Attualmente a Rapperswil sei ritornato a fare solamente l’allenatore dei portieri. A Langnau fungevi anche da direttore sportivo. Ti è piaciuta l’esperienza in questa funzione oppure ti senti più a tuo agio in qualità di coach?
“In qualsiasi lavoro cerco di fare il meglio e imparare il massimo possibile. Sono contento di aver potuto vedere e vivere entrambe le prospettive. Da un lato la parte manageriale, quella legata all’ufficio e alla burocrazia, da un lato quella inerente al ghiaccio. Sono tutte belle esperienze. Io faccio tutto volentieri, non importa il tipo di attività e ci metto sempre la passione. Quel giorno che sentirò di non avere più la passione per quello che faccio nel mondo hockeistico, cambierò completamente ramo”.

(Simon Bohnenblust)

Ormai non siete più in moltissimi a lavorare solamente con portieri svizzeri, ti preoccupa l’andazzo?
“Forse non parlerei di preoccupazione, ma dobbiamo stare attenti allo sviluppo. Settimana scorsa abbiamo avuto un campo di allenamento a Zuchwil con tanti portieri di punta svizzeri e se n’è discusso. Ci vuole tempo, ma dobbiamo avere fiducia nel nostro lavoro e nei nostri ragazzi. Disponiamo di bravi elementi, diversi giovani che hanno però bisogno di ghiaccio. In questo senso è appunto peccato che attualmente la lega cadetta sportivamente sia un po’ in crisi. Io spero che in futuro possa esserci maggiore ragionevolezza e la tendenza a ingaggiare portieri stranieri venga riposta nel cassetto. A questo proposito credo che il Ginevra abbia lanciato un bel segnale, vincendo il titolo con due estremi difensori svizzeri. Speriamo che in tanti seguano questo esempio”.
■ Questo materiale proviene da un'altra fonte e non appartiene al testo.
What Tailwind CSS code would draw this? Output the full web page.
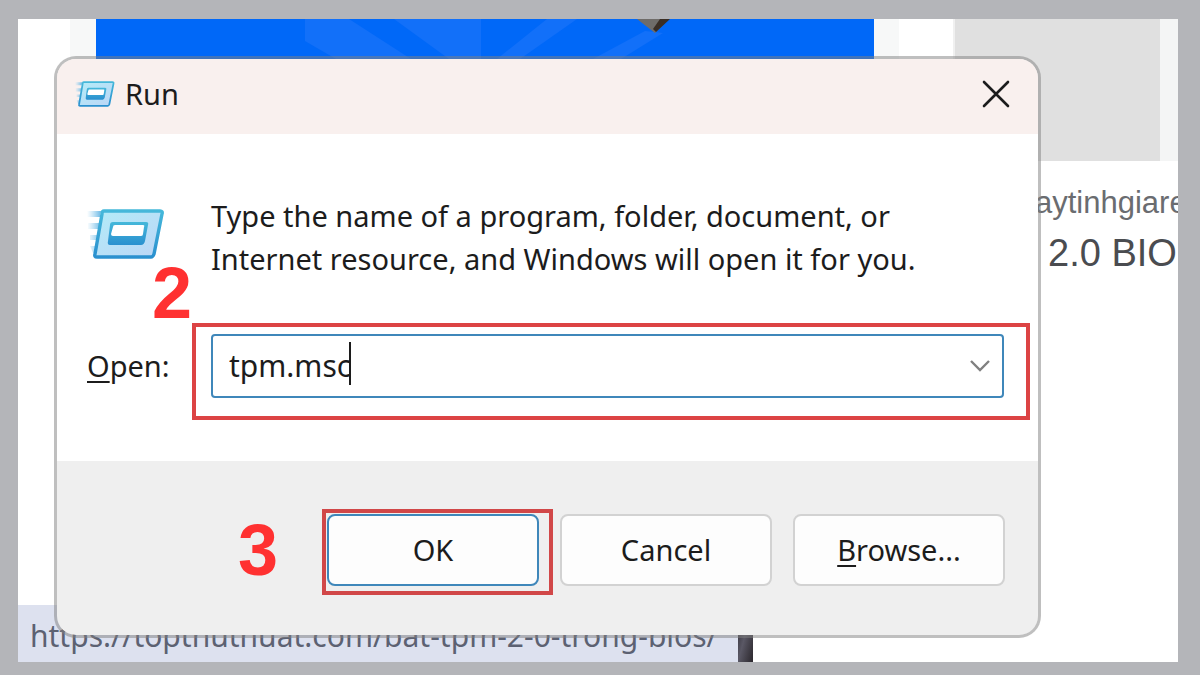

È stato difficile per te guadagnare la fiducia di Melvin Nyffeler? Lui lavorava da anni con Tom Schlegel e lo conosceva da una vita, non deve essere stato evidente per te subentrargli…
“Certo, non è stato semplice, ma era prevedibile. In questi casi c’è sempre bisogno di tempo. Credo che ad esempio anche Leonardo Genoni e il suo coach Simon Pfister abbiano necessitato di un po‘ di ambientamento reciproco all’inizio. Melvin ha lavorato appunto per così tanto tempo con Tom, ogni portiere ha bisogno di una persona di fiducia, eravamo entrambi coscienti delle difficoltà iniziali. Abbiamo discusso molto e non sempre avevamo la stessa opinione. Complessivamente direi che la stagione è andata bene, Melvin ha disputato un ottimo campionato, specialmente durante la regular season, e ora siamo entrambi felici dell’evoluzione e di poter lavorare assieme“.

Nyffeler lo conosciamo bene, la sua riserva Robin Mayer invece è ancora un po’ sconosciuto al grande pubblico, cosa puoi dirci di lui? Potrà diventare un titolare nella massima lega?
“Robin è decisamente un altro tipo di portiere rispetto a Melvin, già solo per via della corporatura e della stazza fisica. Ha una buona tecnica, molto pulita, decisivo sarà il mentale. Sarà disposto a investire per arrivare a fare il passo in avanti? Noi dobbiamo guidarlo e supportarlo, con i suoi skills può sicuramente arrivare a fare il titolare in NL, ma dovrà avere appunto il giusto mindset”.